SHORT EXERCISE:
Copy out all lines carrying the word "styles".

SOURCE DATA:
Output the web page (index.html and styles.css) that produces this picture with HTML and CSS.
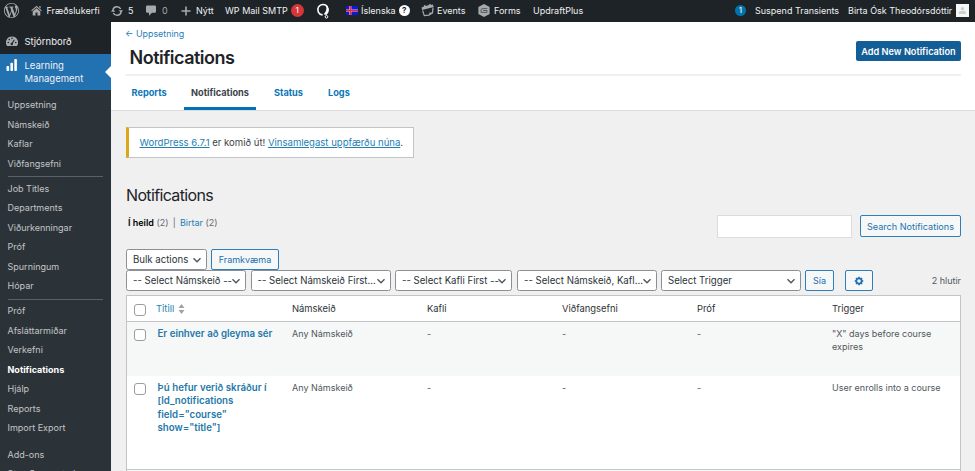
FILE: index.html
```html
<!DOCTYPE html>
<html lang="is">
<head>
<meta charset="utf-8">
<title>Notifications</title>
<link rel="stylesheet" href="styles.css">
</head>
<body>
<svg class="defs" width="0" height="0" aria-hidden="true">
  <symbol id="chev" viewBox="0 0 10 10"><path d="M1.500 3.200 5 6.700 8.500 3.200" fill="none" stroke="#50575e" stroke-width="1.400"/></symbol>
</svg>
<header class="bar">
  <span class="it wp"><svg width="15" height="15" viewBox="0 0 20 20"><path fill="#a7aaad" d="M20 10c0-5.510-4.490-10-10-10C4.480 0 0 4.490 0 10c0 5.520 4.480 10 10 10 5.510 0 10-4.480 10-10zM7.780 15.370L4.370 6.220c.55-.02 1.170-.08 1.170-.08.5-.06.44-1.130-.06-1.110 0 0-1.450.11-2.370.11-.18 0-.37 0-.58-.01C4.120 2.690 6.870 1.110 10 1.110c2.330 0 4.450.87 6.050 2.340-.68-.11-1.650.39-1.650 1.580 0 .74.45 1.360.9 2.100.35.61.55 1.360.55 2.460 0 1.490-1.400 5-1.400 5l-3.030-8.370c.54-.02.82-.17.82-.17.5-.05.44-1.250-.06-1.220 0 0-1.440.12-2.380.12-.87 0-2.330-.12-2.330-.12-.5-.03-.56 1.200-.06 1.220l.92.08 1.260 3.410zM17.410 10c.24-.64.74-1.870.43-4.250.7 1.290 1.050 2.710 1.050 4.250 0 3.290-1.730 6.240-4.400 7.780.97-2.590 1.940-5.200 2.920-7.780zM6.100 18.090C3.120 16.650 1.110 13.530 1.110 10c0-1.300.23-2.480.72-3.590C3.250 10.300 4.670 14.200 6.100 18.090zm4.030-6.630l2.580 6.980c-.86.29-1.760.45-2.710.45-.79 0-1.570-.11-2.290-.33.81-2.380 1.620-4.740 2.420-7.100z"/></svg></span>
  <span class="it home"><svg width="11" height="11" viewBox="0 0 11 11" fill="#a7aaad"><path d="M5.500.7 10.800 5.500l-.7.800L5.500 2.200.9 6.300.2 5.500zM8.300 1h1.300v2.600L8.300 2.400z"/><path d="M1.700 6.600 5.500 3.200l3.800 3.400v4H6.500V7.500h-2v3.100H1.700z"/></svg><span>Fræðslukerfi</span></span>
  <span class="it upd"><svg width="12" height="12" viewBox="0 0 12 12"><path d="M1.900 4.700A4.200 4.200 0 0 1 9.700 4M10.100 7.300A4.200 4.200 0 0 1 2.300 8" fill="none" stroke="#a7aaad" stroke-width="1.500"/><path fill="#a7aaad" d="M7.800 5.200h4.200L10 8zM0 6.800h4.200L2.100 4z"/></svg><span>5</span></span>
  <span class="it com dim"><svg width="10" height="11" viewBox="0 0 10 11"><path fill="#a7aaad" d="M1.200.500h7.600Q10 .5 10 1.700v4.800q0 1.200-1.200 1.200H6L3 10.800V7.700H1.200Q0 7.700 0 6.500V1.700Q0 .5 1.200.5z"/></svg><span>0</span></span>
  <span class="it new"><svg width="10" height="10" viewBox="0 0 10 10"><path d="M5 .500v9M.500 5h9" stroke="#a7aaad" stroke-width="1.600"/></svg><span>Nýtt</span></span>
  <span class="it smtp"><span>WP Mail SMTP</span><b class="badge red">1</b></span>
  <span class="it seo"><svg width="15" height="17" viewBox="0 0 15 17" fill="none" stroke="#fff"><path d="M6.600 12.900A5.200 5.200 0 1 1 11.500 5.200" stroke-width="1.600"/><path d="M10 3.200q3.300 1.700 2.900 5.200-.4 3.400-2.600 4.600L7.700 12.200Q11.500 9 10 3.200z" fill="#fff" stroke="none"/><circle cx="10.500" cy="14.800" r="1.300" stroke-width="1"/></svg></span>
  <span class="it lang"><svg width="12" height="9" viewBox="0 0 12 9"><path fill="#0b19d9" d="M0 0h12v9H0z"/><path d="M4.300 0v9M0 4.500h12" stroke="#ffb5b5" stroke-width="2.200"/><path d="M4.300 0v9M0 4.500h12" stroke="#f11c2c" stroke-width="1.200"/></svg><span>Íslenska</span><b class="badge help">?</b></span>
  <span class="it ev"><svg width="13" height="13" viewBox="0 0 13 13"><path fill="#a7aaad" d="M.5 3.500 3 2.600 2.800 1.300l1.300-.4.500 1.200 3.600-1.200L8 .2l1.400-.3.500 1.100 1.900-.5 1 2.500L1.100 6z"/><path d="m1.600 6.500 1.700 5.200 4.500-.6 3.700-2.300L12 3.600" fill="none" stroke="#a7aaad" stroke-width="1.200"/><path d="m8 11 .5-2.600 3.300.3z" fill="#a7aaad"/></svg><span>Events</span></span>
  <span class="it fo"><svg width="12" height="13" viewBox="0 0 12 13"><path fill="#a7aaad" d="m6 0 5.600 3v7L6 13 .4 10V3z"/><path d="M9.300 4.600H4.200Q3 4.600 3 6.500v1.900h6V6.500H5" fill="none" stroke="#4b5056" stroke-width=".9"/></svg><span>Forms</span></span>
  <span class="it up"><span>UpdraftPlus</span></span>
  <span class="it right"><b class="badge blue">1</b></span>
  <span class="it sus"><span>Suspend Transients</span></span>
  <span class="it usr"><span>Birta Ósk Theodórsdóttir</span><svg width="13" height="13" viewBox="0 0 13 13"><path fill="#f6f7f7" d="M0 0h13v13H0z"/><circle cx="6.500" cy="4.800" r="1.800" fill="#cfd1d3"/><path fill="#cfd1d3" d="M3 10V8.500q0-1.500 1.500-1.500h4Q10 7 10 8.500V10z"/></svg></span>
</header>
<div class="cols">
<aside class="side">
  <div class="top dash"><svg width="12" height="11" viewBox="0 0 12 11"><path fill="#a7aaad" d="M6 .5a6 6 0 0 0-5 9.400h10A6 6 0 0 0 6 .5z"/><g fill="#1d2327"><circle cx="2.300" cy="6.500" r=".8"/><circle cx="3.300" cy="3.600" r=".8"/><circle cx="6" cy="2.300" r=".8"/><circle cx="9.700" cy="6.500" r=".8"/></g><path d="m5.700 8 2.600-4.300" stroke="#1d2327" stroke-width="1.100"/><circle cx="5.800" cy="8" r="1.200" fill="#1d2327"/></svg><span>Stjórnborð</span></div>
  <div class="top cur"><svg width="12" height="12" viewBox="0 0 12 12" fill="#fff"><rect x="0.500" y="7" width="2.600" height="5" rx=".8"/><rect x="4.400" y="3.700" width="2.600" height="8.300" rx=".8"/><rect x="8.300" y="0" width="2.600" height="12" rx=".8"/></svg><span>Learning<br>Management</span></div>
  <nav class="sub">
    <a>Uppsetning</a><a>Námskeið</a><a>Kaflar</a><a>Viðfangsefni</a><hr>
    <a>Job Titles</a><a>Departments</a><a>Viðurkenningar</a><a>Próf</a><a>Spurningum</a><a>Hópar</a><hr>
    <a>Próf</a><a>Afsláttarmiðar</a><a>Verkefni</a><a class="on">Notifications</a><a>Hjálp</a><a>Reports</a><a>Import Export</a>
    <a class="gap">Add-ons</a><a>Stay Connected</a>
  </nav>
</aside>
<main class="main">
  <section class="head">
    <a class="back">← Uppsetning</a>
    <div class="title"><h1>Notifications</h1><button class="add">Add New Notification</button></div>
    <nav class="tabs"><a class="t1">Reports</a><a class="t2">Notifications</a><a class="t3">Status</a><a class="t4">Logs</a></nav>
  </section>
  <section class="body">
    <div class="notice"><p><a>WordPress 6.7.1</a> er komið út! <a>Vinsamlegast uppfærðu núna</a>.</p></div>
    <h2>Notifications</h2>
    <div class="views"><p><b>Í heild</b> (2) <i>|</i> <a>Birtar</a> (2)</p><div class="search"></div><button class="btn sbtn">Search Notifications</button></div>
    <div class="row bulk"><div class="sel s0"><span>Bulk actions</span><svg><use href="#chev"/></svg></div><button class="btn fr">Framkvæma</button></div>
    <div class="row filt">
      <div class="sel s1"><span>-- Select Námskeið --</span><svg><use href="#chev"/></svg></div>
      <div class="sel s2"><span>-- Select Námskeið First...</span><svg><use href="#chev"/></svg></div>
      <div class="sel s3"><span>-- Select Kafli First --</span><svg><use href="#chev"/></svg></div>
      <div class="sel s4"><span>-- Select Námskeið, Kafl...</span><svg><use href="#chev"/></svg></div>
      <div class="sel s5"><span>Select Trigger</span><svg><use href="#chev"/></svg></div>
      <button class="btn sia">Sía</button>
      <button class="btn gear"><svg width="10" height="10" viewBox="0 0 10 10"><circle cx="5" cy="5" r="2.700" fill="none" stroke="#2271b1" stroke-width="1.800"/><path d="M5 .700v1.500M5 7.800v1.500M.700 5h1.500M7.800 5h1.500M2 2l1 1M7 7l1 1M8 2 7 3M3 7 2 8" stroke="#2271b1" stroke-width="1.600"/></svg></button>
      <span class="count">2 hlutir</span>
    </div>
    <div class="table">
      <div class="tr th"><i class="cb"></i><div class="link">Titill<svg width="7" height="10" viewBox="0 0 7 10"><path fill="#a0a3a6" d="M.5 4 3.500 0l3 4zM.5 6l3 4 3-4z"/></svg></div><div>Námskeið</div><div>Kafli</div><div>Viðfangsefni</div><div>Próf</div><div>Trigger</div></div>
      <div class="tr alt"><i class="cb"></i><b>Er einhver að gleyma sér</b><div>Any Námskeið</div><div>-</div><div>-</div><div>-</div><div>"X" days before course expires</div></div>
      <div class="tr r2"><i class="cb"></i><b>Þú hefur verið skráður í [ld_notifications field="course" show="title"]</b><div>Any Námskeið</div><div>-</div><div>-</div><div>-</div><div>User enrolls into a course</div></div>
      <div class="rest"></div>
    </div>
  </section>
</main>
</div>
</body>
</html>
```
FILE: styles.css
```css
* { box-sizing: border-box; }
html, body { margin: 0; height: 471px; overflow: hidden; }
body { font-family: Inter, "Liberation Sans", sans-serif; font-size: 9px; line-height: 13.4px; color: #3c434a; background: #f0f0f1; }
h1, h2, p { margin: 0; }
svg { flex: none; display: block; }
.defs { position: absolute; }
button { font-family: inherit; margin: 0; padding: 0; white-space: nowrap; }

.bar { display: flex; height: 22px; background: #1d2327; color: #f0f0f1; white-space: nowrap; }
.it { display: flex; align-items: center; flex: none; height: 21px; }
.wp { width: 31px; padding-left: 4px; }
.home { width: 80px; gap: 4.5px; }
.upd { width: 35px; gap: 5px; }
.com { width: 35px; gap: 6px; }
.dim { color: #a7aaad; }
.new { width: 44px; gap: 5px; }
.smtp { width: 91px; gap: 3px; }
.seo { width: 30px; }
.lang { width: 75px; gap: 3px; }
.ev { width: 57px; gap: 3px; }
.fo { width: 55px; gap: 4px; }
.right { margin-left: auto; width: 20px; }
.sus { width: 93px; }
.usr { width: 127px; gap: 4px; }
.badge { display: flex; align-items: center; justify-content: center; border-radius: 50%; width: 12px; height: 12px; font-size: 8px; font-weight: 500; }
.red { background: #d63638; width: 13px; height: 13px; }
.help { background: #fff; color: #1d2327; font-weight: 700; width: 11px; height: 11px; }
.blue { background: #0073aa; width: 11px; height: 11px; }

.cols { display: flex; height: 449px; }
.side { width: 111px; flex: none; background: #1d2327; color: #f0f0f1; overflow: hidden; }
.top { display: flex; gap: 6.500px; padding-left: 6px; font-size: 9.5px; }
.dash { height: 32px; padding-top: 7px; align-items: center; }
.cur { position: relative; height: 36px; background: #2271b1; padding-top: 5px; line-height: 12.8px; }
.cur span { margin-top: 1px; }
.cur::after { content: ""; position: absolute; right: 0; top: 12px; border: 6px solid transparent; border-left: 0; border-right-color: #fff; }
.sub { background: #2c3338; height: 381px; padding-top: 5px; color: #c3c4c7; }
.sub a { display: block; height: 19.5px; line-height: 19.5px; padding-left: 7.5px; }
.sub hr { border: 0; height: 1px; background: #5b6066; margin: 3px 8px 1.600px; }
.sub .on { color: #fff; font-weight: 700; }
.sub .gap { margin-top: 7px; }

.main { flex: 1; min-width: 0; display: flex; flex-direction: column; }
.head { flex: none; height: 89px; background: #fff; border-bottom: 1px solid #dcdcde; padding: 5px 14px 0 14px; }
.back { display: block; color: #2980b3; height: 13px; font-size: 8.900px; }
.title { display: flex; justify-content: space-between; height: 36px; border-bottom: 2px solid #f0f0f1; padding-left: 4.5px; }
h1 { font-size: 18px; letter-spacing: -.5px; line-height: 36px; font-weight: 600; color: #1d2327; }
.add { width: 105px; height: 20px; margin-top: 1px; background: #135e96; border: 0; border-radius: 2px; color: #fff; font-weight: 600; font-size: 9.2px; }
.tabs { display: flex; height: 34px; line-height: 33px; padding-left: 6.5px; font-weight: 700; font-size: 9.200px; color: #0b76b7; }
.t1 { width: 52.5px; }
.t2 { width: 72px; text-align: center; color: #3c434a; border-bottom: 3px solid #0073b7; }
.t3 { width: 72px; padding-left: 18px; }
.t4 { width: 54px; }

.body { flex: 1; min-height: 0; display: flex; flex-direction: column; padding: 16px 14px 0 15px; }
.body > * { flex: none; }
.notice { width: 288px; height: 31px; background: #fff; border: 1px solid #c3c4c7; border-left: 3px solid #dba617; padding: 8px 10.500px; white-space: nowrap; }
.notice p { font-size: 9.560px; }
.notice a { text-decoration: underline; color: #2280b0; }
h2 { margin-top: 26px; font-size: 16px; letter-spacing: -.65px; line-height: 22px; font-weight: 400; color: #1d2327; }
.views { display: flex; height: 43px; padding: 9px 0 0; }
.views p { flex: 1; padding: 1px 2px 0; color: #646970; }
.views b { color: #000; font-weight: 600; }
.views i { font-style: normal; margin: 0 1.700px; }
.views a, .link { color: #2280b0; }
.search { width: 135px; height: 23px; background: #fff; border: 1px solid #dcdcde; margin-right: 8px; }
.btn { height: 22px; border: 1px solid #2f7dbb; border-radius: 2px; background: #f6f7f7; color: #2271b1; font-size: 9px; display: flex; align-items: center; justify-content: center; flex: none; }
.sbtn { width: 101px; font-size: 9.100px; }
.row { display: flex; height: 21px; }
.row .btn { height: 21px; }
.sel { display: flex; align-items: center; height: 21px; border: 1px solid #8c8f94; border-radius: 2.500px; background: #fff; color: #2c3338; font-size: 9.650px; white-space: nowrap; padding: 0 4px 0 6px; flex: none; }
.sel span { flex: 1; min-width: 0; }
.sel svg { width: 10px; height: 10px; }
.s0 { width: 81px; margin-right: 4px; }
.fr { width: 68px; }
.s1 { width: 120px; margin-right: 4.5px; }
.s2 { width: 140px; margin-right: 4.5px; }
.s3 { width: 117px; margin-right: 5px; }
.s4 { width: 140px; margin-right: 4px; }
.s5 { width: 140px; margin-right: 4px; }
.sia { width: 29px; margin-right: 11px; }
.gear { width: 28px; }
.count { margin-left: auto; line-height: 21px; color: #50575e; }

.body > .table { flex: 1; min-height: 0; overflow: hidden; margin-top: 4px; border: 1px solid #c3c4c7; border-bottom: 0; background: #fff; }
.tr { display: grid; grid-template-columns: 30px 135px 135px 135px 135px 135px 1fr; height: 54px; padding-top: 5px; color: #50575e; }
.tr > b { color: #1f78aa; font-weight: 600; font-size: 9.700px; padding: 0 16px 0 .5px; }
.tr > div:last-child { padding-right: 16px; }
.r2 > div:last-child { white-space: nowrap; }
.th { height: 26px; padding-top: 6px; border-bottom: 1px solid #c3c4c7; color: #2c3338; font-size: 9.400px; }
.alt { background: #f6f7f7; }
.r2 { height: 94px; border-bottom: 1px solid #c3c4c7; }
.rest { height: 20px; background: #f6f7f7; }
.link { display: flex; gap: 4px; align-items: center; height: 13px; margin-left: -1px; }
.cb { width: 12px; height: 12px; border: 1px solid #9a9da1; border-radius: 3px; margin: 2px 0 0 7px; background: #fff; }
```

RESULT OF THIS EXERCISE:
Output the web page (index.html and styles.css) that produces this picture with HTML and CSS.
<link rel="stylesheet" href="styles.css">
FILE: styles.css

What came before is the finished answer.